7 Longuépée (2003) and Beaurain, Longuépée (2006) go even further and propose the concept of 'environmental proximity'. According to these authors, geographical proximity can, in cases of environmental problems, take a specific form. In the case of a river for example, two actors or groups of actors can be considered as 'close' to the environmental problem while being geographically distant from it; the authors call this particular type of geographical proximity 'environmental proximity'. This need for innovation in the grammar of the economics of proximity could be explained by the necessity to take into account not only the proximity between actors, but also the proximity between actors and objects or activities and their impacts (see our conclusion).
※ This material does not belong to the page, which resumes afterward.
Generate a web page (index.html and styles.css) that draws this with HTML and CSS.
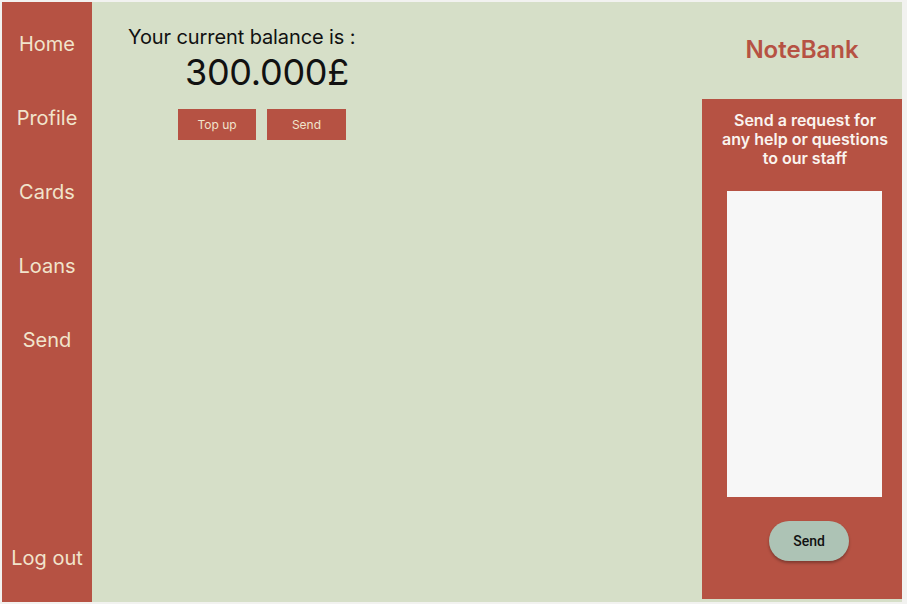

However the expression 'environmental proximity' must be used with caution as it is possible to find many situations of linearity other than that of a river (roads, cabling, etc.) which are not environmental components but have similar characteristics as a river in terms of geographical and organised proximity.
8 One should beware of the simplistic vision that opposes people who seek geographical proximity and those who are forced to endure it. Conflicts can also arise between two groups of actors who both seek proximity (conflicts between hunters and naturalists) or who reject it (conflicts between residents of urban areas for example).
9 Both types of studies abound. We content ourselves with referring the reader to the syntheses mentioned above.